Should you be able to spend additional days in Rethymnon, be sure to visit the historic Monastery of Preveli on the southern side of Rethymnon prefecture. Standing by a bridge over Kourtaliotikis River and surrounded by lush vegetation, it consists of two monasteries, the Lower or Kato Preveli and the Upper or Pisso Monastery of Agios Ioannis Theologos. It was originally built in the 17th century and it played an important role in all the Cretan fights for freedom. Religious garments, frescoes, icons of Saint John and Saint Charalambos and a historical cross that depicts the Baptism of Jesus Christ (and was also used as a banner in wars) can be seen at the Ecclesiastical Museum of Kato Preveli. A short distance away, in the village of Asomatos, you will find the Museum of Papa-Mihalis Georgoulakis, which offers a deep insight into traditional Cretan life. Finally, head to Plakias beach, a beautiful sandy beach with clear waters and many amenities such as chairs, umbrellas, water sports, taverns, cafes and restaurants. Sit back, relax and enjoy dinner and drinks while listening to authentic Greek music.

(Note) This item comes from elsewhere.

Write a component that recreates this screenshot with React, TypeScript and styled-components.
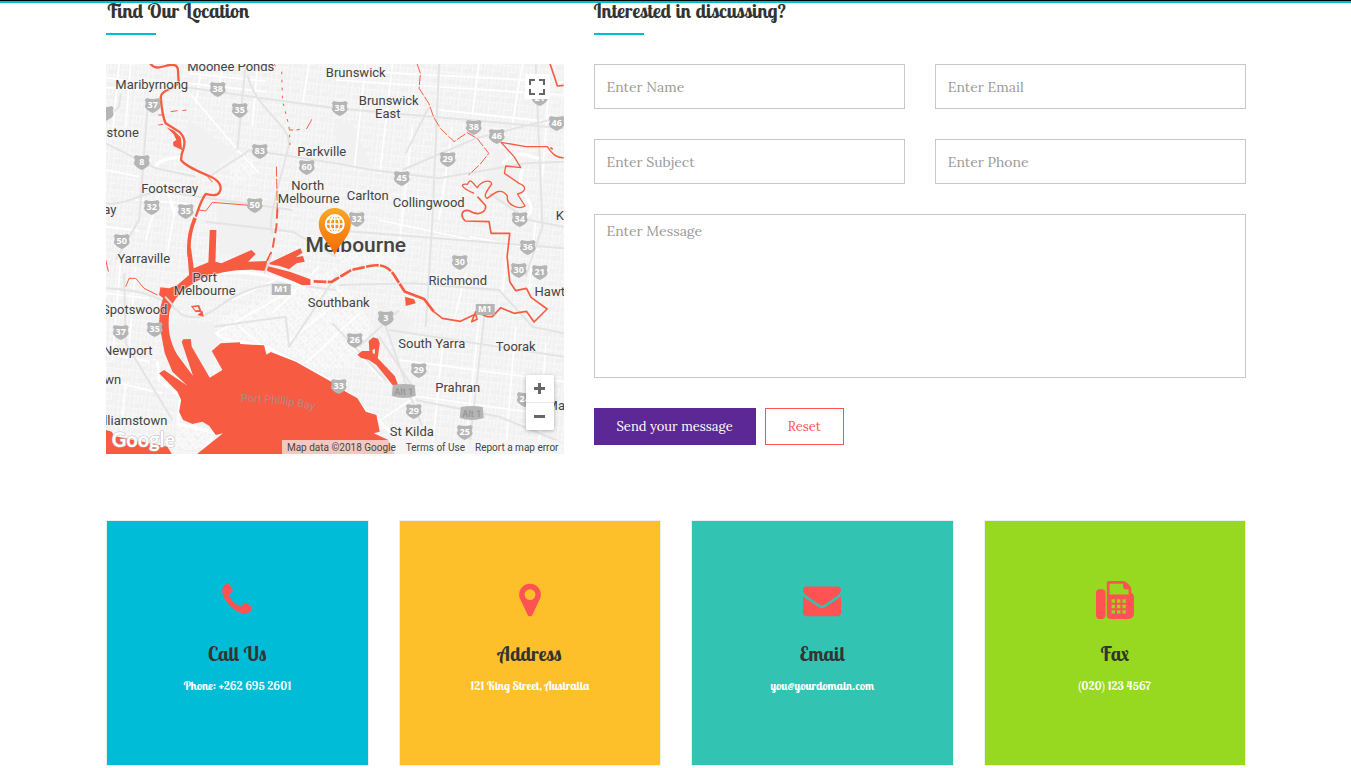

Another popular beach in southern Rethymnon prefecture is Agia Galini, a small fishing village turned tourist resort lying around the sheltered bay of Messara and opening to the Libyan Sea. This lovely village has plenty of restaurants, taverns, bars, clubs, cafes and shops to occupy your time. And on the eastern side of the bay there are many marine caves hidden in the rocky shores where the rays of the sun create stunning light effects on the blue sea.

You may consider making a day trip to the western prefecture of Chania to admire its Venetian and Ottoman architecture, lovely old town center, harbor and lighthouse, museums, churches and mosques. People watch and soak up the atmosphere from a waterfront taverna overlooking the port. You can enjoy a relaxing day sunbathing on exotic Balos Beach or in the southern part of Chania prefecture, you can visit the Venetian Fortress at Frangokastello.

Your Last Day in Rethymnon

Depart your hotel for the airport for your return home. Please remember to leave enough time to return your rental car before your flight out.